Sabemos que crianças e jovens estão expostos/as a múltiplas dimensões da violência (estrutural, simbólica, física ou psicológica) manifestadas na violência política estatal ou intrafamiliar, que naturaliza comportamentos sociais como punição, agressão ou abuso, enquanto constrói sujeitos de invisibilidade e anonimato, muitas vezes submetidos a condições de interseccionalidade que os/as (re)vitimizam e excluem.
Nessa perspectiva, este dossiê procura ecoar as vozes de crianças e jovens, dialogar com eles/as, conhecer e dar a conhecer suas múltiplas realidades. Assim, os artigos: “Espacios lúdicos y territorios para niños y niñas: ludotecas en zonas vulnerables”[2]; “Bibliotecas comunitárias: dialogismo y colaboracióncon las niñeces para descolonizarnos”[3]; “Del efecto phármakon a la reinvención de subjetividades infantiles en la cibercultura”[4] e “Vivências infantis nos territórios do Paranoá e Itapoã no Distrito Federal” [5] apresentam processos coletivos, realidades e contextos que facilitam a construção de novos conhecimentos, articulam a perspectiva da educação e dos direitos a partir das vozes dos próprios atores e de suas formas de ver e entender o mundo. Os artigos “Infâncias e agência política em ações coletivas e movimentos sociais latino-americanos”[6] e “Ser zapatista a los 4 años. Socialización y subjetivación de niños tseltales”[7] analisam as agências e resistências, crianças na defesa de autonomias e territórios, bem como a participação infantil no âmbito dos movimentos sociais. Cabe destacar que essas participações estão ancoradas na avaliação positiva da identidade pessoal e coletiva, bem como na atuação de crianças, homens e mulheres para a construção de sua autonomia territorial, da defesa de seu território e dos recursos naturais. Trazemos também metodologias colaborativas, horizontais e reflexivas com crianças e jovens que permitem construir espaços nos quais se estabelecem múltiplos lugares de enunciação dialógica, que compreendem resistência e transformação social, ao mesmo tempo em que apresentam as dificuldades que enfrentam, abordagem expressa no artigo: “Por que rimos das crianças?”[8].

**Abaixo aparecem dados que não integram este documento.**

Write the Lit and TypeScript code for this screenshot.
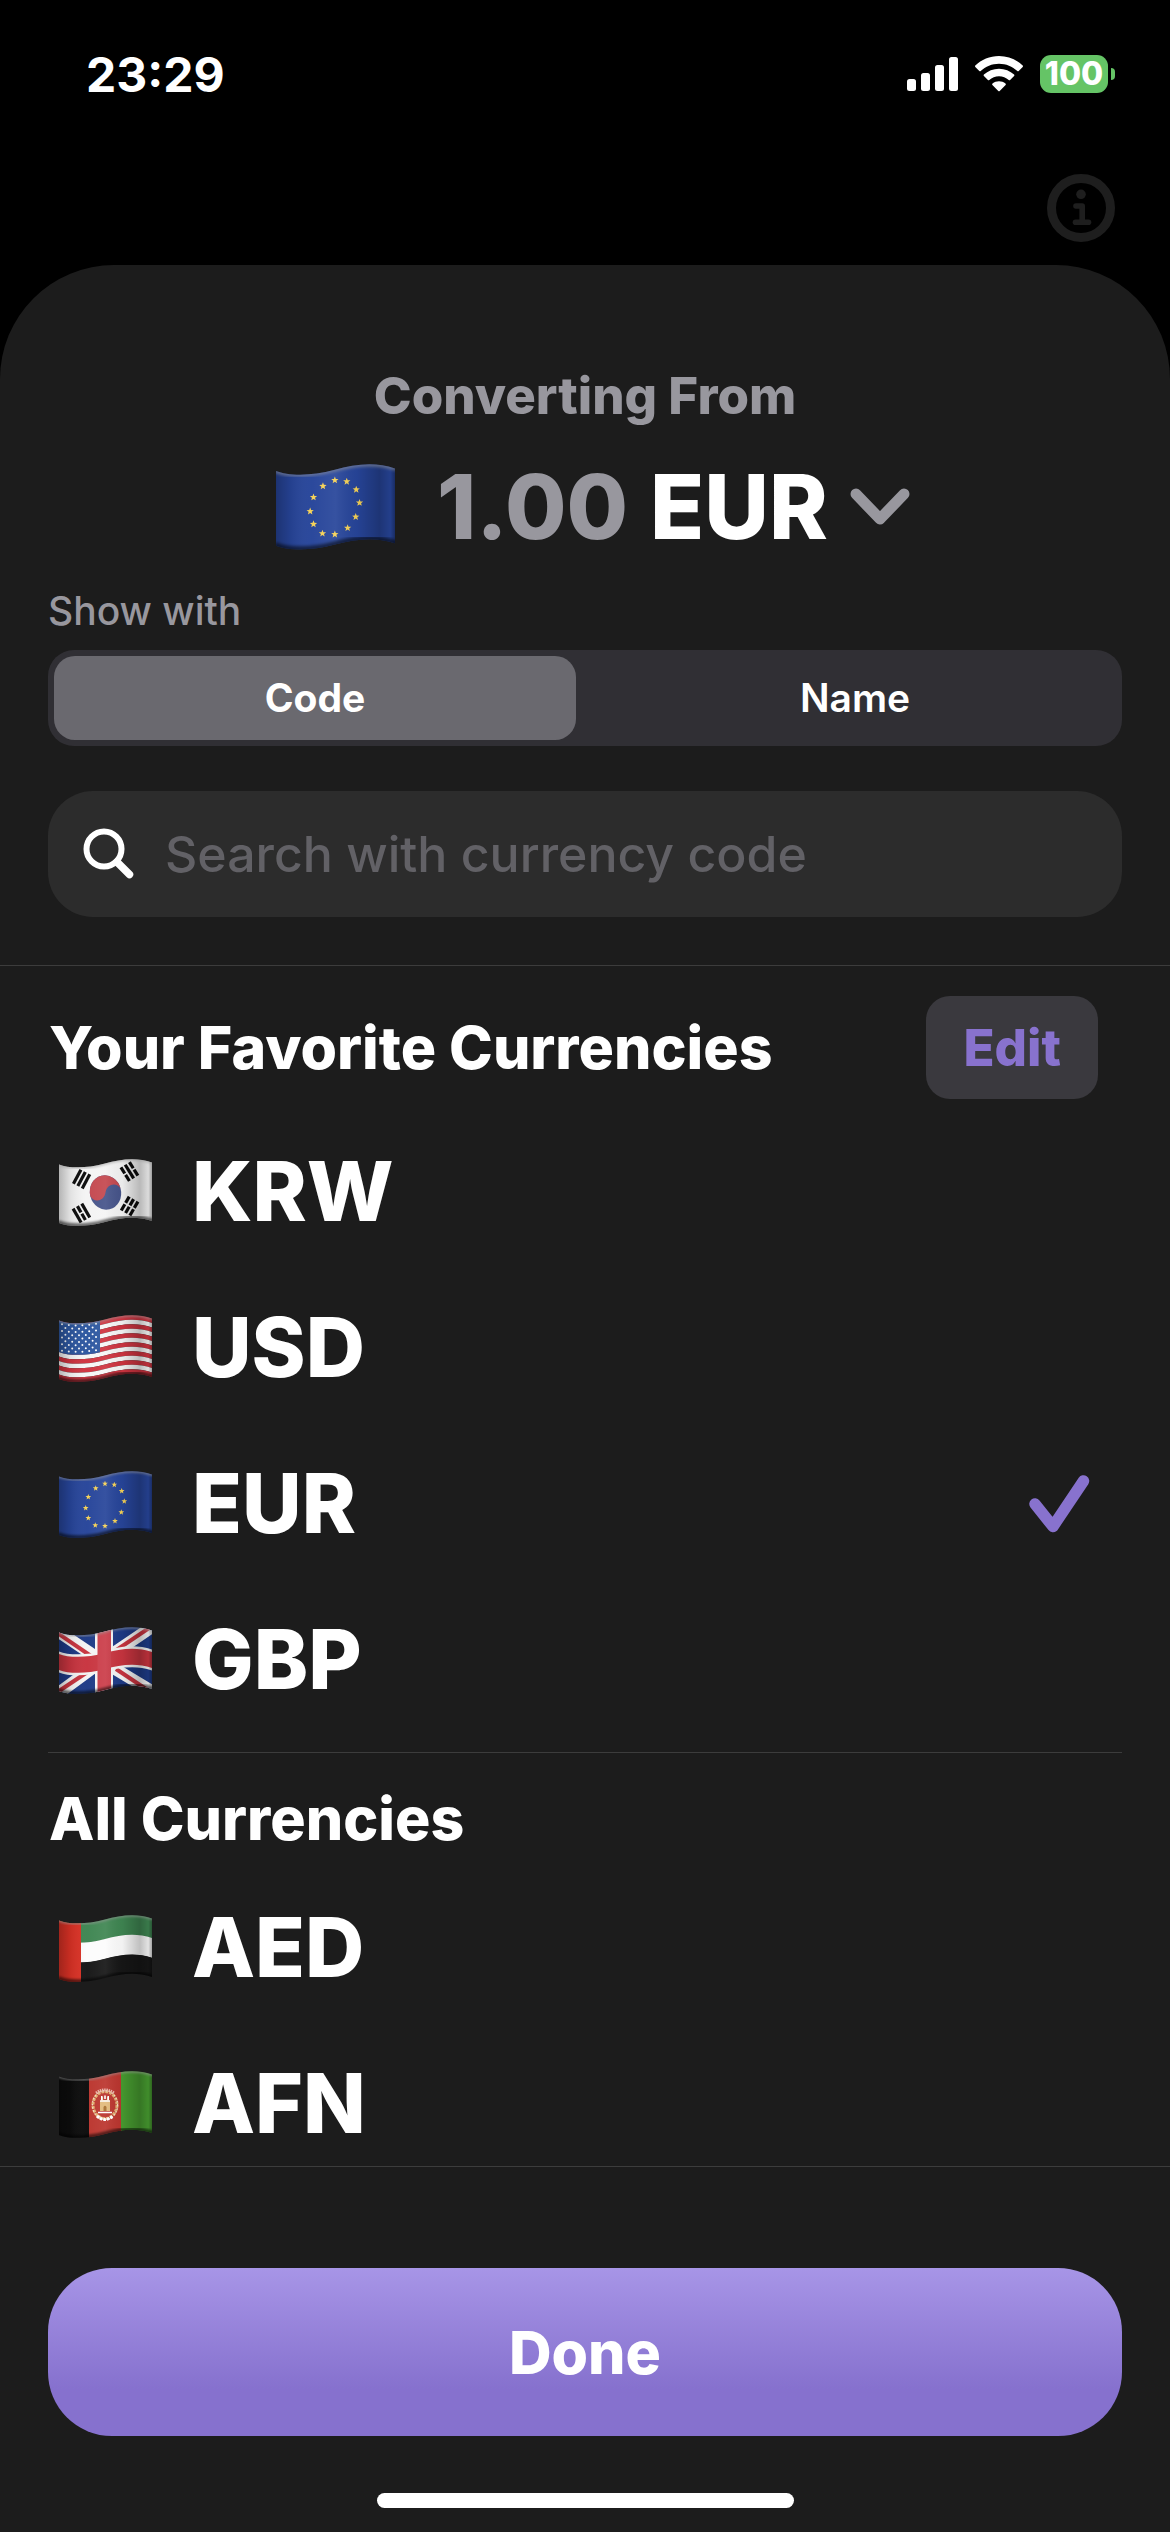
import { LitElement, html, css, svg, nothing } from "lit";
import { customElement, property, state } from "lit/decorators.js";

/** Wave that every horizontal edge of a flag follows, shifted down by y. */
const waveForward = (y: number) => `M-1,${5 + y} C8,${9 + y} 26,${10 + y} 46,${4.5 + y} C62,${y} 78,${-2 + y} 94,${3.8 + y}`;
const waveBack = (y: number) => `L94,${3.8 + y} C78,${-2 + y} 62,${y} 46,${4.5 + y} C26,${10 + y} 8,${9 + y} -1,${5 + y} Z`;
const FLAG_HEIGHT = 58.5;

const band = (from: number, to: number, fill: string) =>
  svg`<path d=${waveForward(from) + waveBack(to)} fill=${fill}></path>`;

const starPoints = (cx: number, cy: number, r: number) =>
  Array.from({ length: 10 }, (_, i) => {
    const a = (i * Math.PI) / 5 - Math.PI / 2;
    const d = i % 2 ? r * 0.42 : r;
    return `${(cx + d * Math.cos(a)).toFixed(2)},${(cy + d * Math.sin(a)).toFixed(2)}`;
  }).join(" ");

const waveOffset = (x: number) => 4.6 + 3.2 * Math.cos(((x - 18) / 57) * Math.PI);

const trigram = (x: number, y: number, angle: number, broken: boolean[]) => svg`
  <g transform="translate(${x} ${y}) rotate(${angle})">
    ${broken.map((b, i) =>
      b
        ? svg`<rect x="-8" y=${i * 5 - 6.5} width="7.2" height="3.2"></rect><rect x="0.8" y=${i * 5 - 6.5} width="7.2" height="3.2"></rect>`
        : svg`<rect x="-8" y=${i * 5 - 6.5} width="16" height="3.2"></rect>`
    )}
  </g>`;

const southKorea = () => svg`
  <rect width="93" height="68" fill="#f4f4f4"></rect>
  <g transform="rotate(-14 46.5 33.5)">
    <ellipse cx="46.5" cy="33.5" rx="15.6" ry="17.2" fill="#46548a"></ellipse>
    <path d="M30.9,33.5 A15.6,17.2 0 0 1 62.1,33.5 C60,26 50,25 46.5,33.5 C43,42 33,41 30.9,33.5Z" fill="#c4484f"></path>
  </g>
  <g fill="#0b0b0b">
    ${trigram(22.5, 20, -62, [false, false, false])}
    ${trigram(70.5, 12.5, 58, [true, false, true])}
    ${trigram(22.5, 54, 60, [false, true, false])}
    ${trigram(70.5, 47, -60, [true, true, true])}
  </g>`;

const unitedStates = () => {
  const h = FLAG_HEIGHT / 13;
  return svg`
    ${Array.from({ length: 13 }, (_, i) =>
      band(i * h - (i ? 0 : 2), (i + 1) * h + (i === 12 ? 2 : 0), i % 2 ? "#f6f6f6" : "#cf3440")
    )}
    <g clip-path="url(#canton)">${band(-2, h * 7, "#2d57a0")}</g>
    <g fill="#fff">
      ${Array.from({ length: 9 }, (_, r) =>
        Array.from({ length: r % 2 ? 5 : 6 }, (_, c) => {
          const x = 3 + c * 6.8 + (r % 2 ? 3.4 : 0);
          return svg`<circle cx=${x} cy=${waveOffset(x) + 2.6 + r * 3.3} r="1"></circle>`;
        })
      )}
    </g>`;
};

const EU_STARS = [
  [46, 12.7], [55.3, 13.7], [62.7, 20], [65.3, 30.3], [62.3, 41.3], [56, 50],
  [46, 55], [36.3, 54.3], [29.3, 47], [26.7, 37], [29.3, 26], [36.7, 17.3],
];

const europe = () => svg`
  <rect width="93" height="68" fill="#27459a"></rect>
  ${EU_STARS.map(([x, y]) => svg`<polygon points=${starPoints(x, y, 3)} fill="#f6d256"></polygon>`)}`;

const unitedKingdom = () => svg`
  <rect width="93" height="68" fill="#1d3a86"></rect>
  <g stroke="#f4f4f4" stroke-width="12">
    <path d="M-3,3 L46,36 L96,66"></path><path d="M96,-2 L46,32 L-3,68"></path>
  </g>
  <g stroke="#c8343f" stroke-width="4">
    <path d="M-3,5 L32,29"></path><path d="M57,42 L96,68"></path>
    <path d="M96,-3 L56,24"></path><path d="M36,40 L-3,66"></path>
  </g>
  <rect x="36" width="18" height="68" fill="#f4f4f4"></rect>
  ${band(19, 40, "#f4f4f4")}
  ${band(21.5, 37.5, "#c8343f")}
  <rect x="38.5" width="13.5" height="68" fill="#cb3d49"></rect>`;

const emirates = () => svg`
  ${band(-2, 20, "#3f8652")}
  ${band(19.5, 39.5, "#fcfcfc")}
  ${band(39.2, 62, "#161616")}
  <rect width="22" height="68" fill="#d93125"></rect>`;

const afghanistan = () => svg`
  <rect width="31" height="68" fill="#0c0c0c"></rect>
  <rect x="30" width="33" height="68" fill="#bb352e"></rect>
  <rect x="62" width="31" height="68" fill="#479c30"></rect>
  <ellipse cx="46" cy="34" rx="12" ry="13.5" fill="none" stroke="#e0b070" stroke-width="3" stroke-dasharray="3 1"></ellipse>
  <ellipse cx="46" cy="34" rx="12.6" ry="14.4" fill="none" stroke="#f3dcc8" stroke-width="1.2" stroke-dasharray="1.6 1.6"></ellipse>
  <path d="M37,22 Q46,16 55,22" fill="none" stroke="#e8b4a8" stroke-width="3" stroke-dasharray="1.4 .8"></path>
  <path d="M38,45 Q46,52 54,45" fill="none" stroke="#fff" stroke-width="3" stroke-dasharray="2.6 1"></path>
  <path d="M41,40 V30 H42 V26 H44 V29 H48 V26 H50 V30 H51 V40Z" fill="#e2bb7c"></path>
  <path d="M41,30 H51 M42.8,25 V29 M46,24.5 V28 M49.2,25 V29" stroke="#fff" stroke-width="1.6"></path>
  <path d="M44.5,40 V36 Q46,33.5 47.5,36 V40Z" fill="#a8702e"></path>
  <path d="M39,41.5 H53" stroke="#fff" stroke-width="1.4"></path>`;

const FLAGS: Record<string, () => unknown> = {
  KRW: southKorea,
  USD: unitedStates,
  EUR: europe,
  GBP: unitedKingdom,
  AED: emirates,
  AFN: afghanistan,
};

@customElement("currency-flag")
class CurrencyFlag extends LitElement {
  static styles = css`
    :host {
      display: block;
      flex: none;
      width: 93px;
    }
    .flag {
      display: block;
      width: 100%;
      height: auto;
    }
  `;

  @property() code = "EUR";

  render() {
    const outline = waveForward(0) + waveBack(FLAG_HEIGHT);
    return html`
      <svg class="flag" viewBox="0 0 93 67" aria-hidden="true">
        <defs>
          <clipPath id="outline"><path d=${outline}></path></clipPath>
          <clipPath id="canton"><rect width="41" height="68"></rect></clipPath>
          <linearGradient id="folds">
            <stop offset="0" stop-color="#000" stop-opacity=".26"></stop>
            <stop offset=".12" stop-color="#000" stop-opacity=".08"></stop>
            <stop offset=".3" stop-color="#fff" stop-opacity=".02"></stop>
            <stop offset=".5" stop-color="#fff" stop-opacity=".07"></stop>
            <stop offset=".68" stop-color="#000" stop-opacity=".04"></stop>
            <stop offset=".87" stop-color="#000" stop-opacity=".24"></stop>
            <stop offset=".96" stop-color="#000" stop-opacity=".1"></stop>
            <stop offset="1" stop-color="#000" stop-opacity=".35"></stop>
          </linearGradient>
          <filter id="soft" x="-10%" y="-20%" width="120%" height="140%"><feGaussianBlur stdDeviation="1.3"></feGaussianBlur></filter>
        </defs>
        <g clip-path="url(#outline)">
          ${(FLAGS[this.code] ?? europe)()}
          <rect width="93" height="68" fill="url(#folds)"></rect>
          <path d=${waveForward(0)} fill="none" stroke="#999" stroke-opacity=".55" stroke-width="3" filter="url(#soft)"></path>
          <path d=${waveForward(FLAG_HEIGHT)} fill="none" stroke="#000" stroke-opacity=".55" stroke-width="5" filter="url(#soft)"></path>
        </g>
      </svg>
    `;
  }
}

@customElement("currency-row")
class CurrencyRow extends LitElement {
  static styles = css`
    :host {
      display: block;
    }
    .row {
      display: flex;
      align-items: center;
      gap: 40px;
      width: 100%;
      height: 156px;
      padding: 0 80px 0 59px;
      border: 0;
      background: none;
      color: #fff;
      font: 800 82px/96px Inter, "Liberation Sans", sans-serif;
      text-align: left;
    }
    .code {
      flex: 1;
    }
    .check {
      width: 61px;
      height: 60px;
    }
  `;

  @property() code = "";
  @property({ type: Boolean }) selected = false;

  render() {
    return html`
      <button class="row" type="button" aria-pressed=${this.selected}>
        <currency-flag code=${this.code}></currency-flag>
        <span class="code">${this.code}</span>
        ${this.selected
          ? html`<svg class="check" viewBox="0 0 61 60" aria-hidden="true">
              <path d="M6,30 L24,52.5 L54.5,7" fill="none" stroke="#8872ce" stroke-width="11.5" stroke-linecap="round" stroke-linejoin="round"></path>
            </svg>`
          : nothing}
      </button>
    `;
  }
}

@customElement("app-root")
class AppRoot extends LitElement {
  static styles = css`
    :host {
      display: flex;
      flex-direction: column;
      height: 100vh;
      background: #000;
      color: #fff;
      font-family: Inter, "Liberation Sans", sans-serif;
    }
    * {
      box-sizing: border-box;
    }
    button,
    input {
      margin: 0;
      border: 0;
      font-family: inherit;
    }
    .status {
      display: flex;
      align-items: center;
      justify-content: space-between;
      height: 148px;
      padding: 0 55px 0 86px;
      font-size: 48px;
      font-weight: 700;
    }
    .indicators {
      display: flex;
      align-items: center;
      gap: 17px;
    }
    .signal {
      width: 51px;
      height: 34px;
    }
    .wifi {
      width: 48px;
      height: 36px;
    }
    .battery {
      display: flex;
      align-items: center;
      gap: 3px;
    }
    .level {
      width: 68px;
      border-radius: 11px;
      background: #65c466;
      font-size: 32px;
      font-weight: 800;
      line-height: 38px;
      text-align: center;
    }
    .tip {
      width: 4px;
      height: 12px;
      border-radius: 0 4px 4px 0;
      background: #65c466;
    }
    .nav {
      display: flex;
      align-items: flex-end;
      justify-content: flex-end;
      height: 117px;
      padding: 0 55px 23px;
    }
    .info {
      padding: 0;
      background: none;
    }
    .info svg {
      display: block;
      width: 68px;
      height: 68px;
    }
    .sheet {
      display: flex;
      flex: 1;
      flex-direction: column;
      min-height: 0;
      border-radius: 114px 114px 0 0;
      background: #1c1c1c;
    }
    .top {
      display: flex;
      flex-direction: column;
      padding: 95px 48px 48px;
      border-bottom: 1px solid #3c3c3c;
    }
    .title {
      margin: 0 0 20px;
      color: #98979e;
      font-size: 51px;
      font-weight: 800;
      line-height: 72px;
      text-align: center;
    }
    .source {
      display: flex;
      align-items: center;
      align-self: center;
      height: 110px;
      margin-bottom: 25px;
      padding: 0 0 0 16px;
      background: none;
      color: #fff;
      font-size: 89px;
      font-weight: 800;
      line-height: 110px;
    }
    .source-flag {
      width: 119px;
      margin-right: 42px;
    }
    .amount,
    .caption {
      color: #98979e;
    }
    .amount {
      margin-right: 22px;
    }
    .chevron {
      width: 60px;
      height: 38px;
      margin-left: 22px;
    }
    .caption {
      margin-bottom: 15px;
      font-size: 39px;
      font-weight: 500;
      line-height: 48px;
    }
    .segments {
      display: grid;
      grid-template-columns: 1fr 1fr;
      gap: 18px;
      margin: 0 0 45px;
      padding: 6px;
      border: 0;
      border-radius: 26px;
      background: #302f34;
    }
    .segment {
      position: relative;
      border-radius: 21px;
      font-size: 39px;
      font-weight: 600;
      line-height: 84px;
      text-align: center;
    }
    .segment:has(.choice:checked) {
      background: #6a696f;
      font-weight: 700;
    }
    .choice {
      position: absolute;
      inset: 0;
      width: 100%;
      height: 100%;
      margin: 0;
      appearance: none;
    }
    .search {
      display: flex;
      align-items: center;
      gap: 30px;
      height: 126px;
      padding: 0 35px;
      border-radius: 45px;
      background: #2c2c2c;
    }
    .magnifier {
      flex: none;
      width: 52px;
      height: 52px;
    }
    .query {
      flex: 1;
      min-width: 0;
      padding: 0;
      outline: 0;
      background: none;
      color: #fff;
      font-size: 50px;
      font-weight: 500;
      line-height: 64px;
    }
    .query::placeholder {
      color: #626166;
      opacity: 1;
    }
    .lists {
      flex: 1;
      min-height: 0;
      overflow: hidden;
    }
    .group-head {
      display: flex;
      align-items: center;
      justify-content: space-between;
      padding: 30px 72px 15px 49px;
    }
    .group-title {
      margin: 0;
      font-size: 59px;
      font-weight: 800;
      line-height: 72px;
    }
    .edit {
      padding: 0 37px;
      border-radius: 24px;
      background: #3a393e;
      color: #8872ce;
      font-size: 51px;
      font-weight: 800;
      line-height: 103px;
    }
    .divider {
      height: 1px;
      margin: 14px 48px 0;
      border: 0;
      background: #3c3c3c;
    }
    .rows {
      margin: 0;
      padding: 0;
      list-style: none;
    }
    .footer {
      display: flex;
      flex-direction: column;
      gap: 57px;
      padding: 101px 48px 24px;
      border-top: 1px solid #3c3c3c;
    }
    .done {
      height: 168px;
      border-radius: 64px;
      background: linear-gradient(#a795e7, #8671ce 72%);
      color: #fff;
      font-size: 59px;
      font-weight: 800;
    }
    .home {
      align-self: center;
      width: 417px;
      height: 15px;
      border-radius: 8px;
      background: #fff;
    }
  `;

  @state() private mode = "Code";
  private favorites = ["KRW", "USD", "EUR", "GBP"];
  private all = ["AED", "AFN"];
  private selected = "EUR";

  private rows(codes: string[], marked = "") {
    return html`<ul class="rows">
      ${codes.map((c) => html`<li><currency-row code=${c} ?selected=${c === marked}></currency-row></li>`)}
    </ul>`;
  }

  render() {
    return html`
      <div class="status">
        <span>23:29</span>
        <div class="indicators">
          <svg class="signal" viewBox="0 0 51 34" fill="#fff" aria-hidden="true">
            <rect y="22" width="9" height="12" rx="2.5"></rect>
            <rect x="14" y="16" width="9" height="18" rx="2.5"></rect>
            <rect x="28" y="8" width="9" height="26" rx="2.5"></rect>
            <rect x="42" width="9" height="34" rx="2.5"></rect>
          </svg>
          <svg class="wifi" viewBox="0 0 48 36" fill="#fff" aria-hidden="true">
            <path d="M24,0 C33.2,0 41.6,3.6 47.7,9.5 Q48.3,10.2 47.7,10.9 L43.7,15 Q43,15.6 42.3,15 C37.5,10.5 31,7.7 24,7.7 C17,7.7 10.5,10.5 5.7,15 Q5,15.6 4.3,15 L.3,10.9 Q-.3,10.2 .3,9.5 C6.4,3.6 14.8,0 24,0Z"></path>
            <path d="M24,12.7 C29.8,12.7 35.1,14.9 39.1,18.6 Q39.8,19.3 39.1,20 L35.1,24 Q34.4,24.6 33.7,24 C31.1,21.7 27.7,20.3 24,20.3 C20.3,20.3 16.9,21.7 14.3,24 Q13.6,24.6 12.9,24 L8.9,20 Q8.2,19.3 8.9,18.6 C12.9,14.9 18.2,12.7 24,12.7Z"></path>
            <path d="M24,25.3 C26.4,25.3 28.7,26.1 30.5,27.5 Q31.3,28.2 30.6,28.9 L24.7,35 Q24,35.7 23.3,35 L17.4,28.9 Q16.7,28.2 17.5,27.5 C19.3,26.1 21.6,25.3 24,25.3Z"></path>
          </svg>
          <div class="battery">
            <span class="level">100</span>
            <span class="tip"></span>
          </div>
        </div>
      </div>

      <div class="nav">
        <button class="info" type="button" aria-label="Info">
          <svg viewBox="0 0 68 68" aria-hidden="true">
            <circle cx="34" cy="34" r="29.5" fill="none" stroke="#1e1e1e" stroke-width="9"></circle>
            <circle cx="34" cy="20.3" r="4.8" fill="#1e1e1e"></circle>
            <path d="M29,32 H35.2 V48" fill="none" stroke="#1e1e1e" stroke-width="5.6" stroke-linecap="round" stroke-linejoin="round"></path>
            <path d="M28.5,48.3 H41.5" stroke="#1e1e1e" stroke-width="5.6" stroke-linecap="round"></path>
          </svg>
        </button>
      </div>

      <main class="sheet">
        <header class="top">
          <h1 class="title">Converting From</h1>
          <button class="source" type="button">
            <currency-flag class="source-flag" code=${this.selected}></currency-flag>
            <span class="amount">1.00</span>
            <span>${this.selected}</span>
            <svg class="chevron" viewBox="0 0 60 38" aria-hidden="true">
              <path d="M6,6 L30,31 L54,6" fill="none" stroke="#98979e" stroke-width="11" stroke-linecap="round" stroke-linejoin="round"></path>
            </svg>
          </button>
          <span class="caption" id="mode-caption">Show with</span>
          <div class="segments" role="radiogroup" aria-labelledby="mode-caption">
            ${["Code", "Name"].map(
              (m) => html`<label class="segment">
                <input class="choice" type="radio" name="mode" .checked=${this.mode === m} @change=${() => (this.mode = m)} />${m}
              </label>`
            )}
          </div>
          <label class="search">
            <svg class="magnifier" viewBox="0 0 52 52" fill="none" stroke="#fff" aria-hidden="true">
              <circle cx="21" cy="21" r="17.5" stroke-width="6"></circle>
              <path d="M34,34 L46.5,46.5" stroke-width="7.5" stroke-linecap="round"></path>
            </svg>
            <input class="query" type="text" placeholder="Search with currency code" aria-label="Search with currency code" />
          </label>
        </header>

        <div class="lists">
          <section>
            <div class="group-head">
              <h2 class="group-title">Your Favorite Currencies</h2>
              <button class="edit" type="button">Edit</button>
            </div>
            ${this.rows(this.favorites, this.selected)}
          </section>
          <hr class="divider" />
          <section>
            <div class="group-head">
              <h2 class="group-title">All Currencies</h2>
            </div>
            ${this.rows(this.all)}
          </section>
        </div>

        <footer class="footer">
          <button class="done" type="button">Done</button>
          <div class="home"></div>
        </footer>
      </main>
    `;
  }
}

Este dossiê apresenta uma miríade de realidades e contextos sociais, econômicos e culturais. Nele evidencia-se a agência de crianças e jovens em estratégias de resistência e sobrevivência - concreta e simbólica. Tal enredo social e político pode ser vislumbrado nos artigos: “Juventudes étnicas universitarias, procesos organizativos y espacios de incidencia en Monterrey, México”[9] e “Jóvenes indígenas y resignificaciones identitarias en la educación superior intercultural en México”[10], nos quais o protagonismo étnico toma relevância em processos de troca, resistência e ressignificação no ensino superior. Já nos artigos “Subjetividades juveniles de la cultura callejera: participación y exclusión en Xalapa” e “Niñez indígena trabajadora migrante en contextos urbanos: participación, poder y resistencia”[12] abordam a infância e o trabalho nos grandes centros, tendo as crianças como partícipes do cotidiano numa postura de resistência. A vivência da violência em suas múltiplas dimensões está expressa no artigo: “Habitando la escuela en contexto de violencia armada: negociaciones con su presencia”[13].
Assim, trazemos ao público estas reflexões, cientes dos desafios e das potencialidades que a temática enseja. Desejamos boa leitura a todos/as.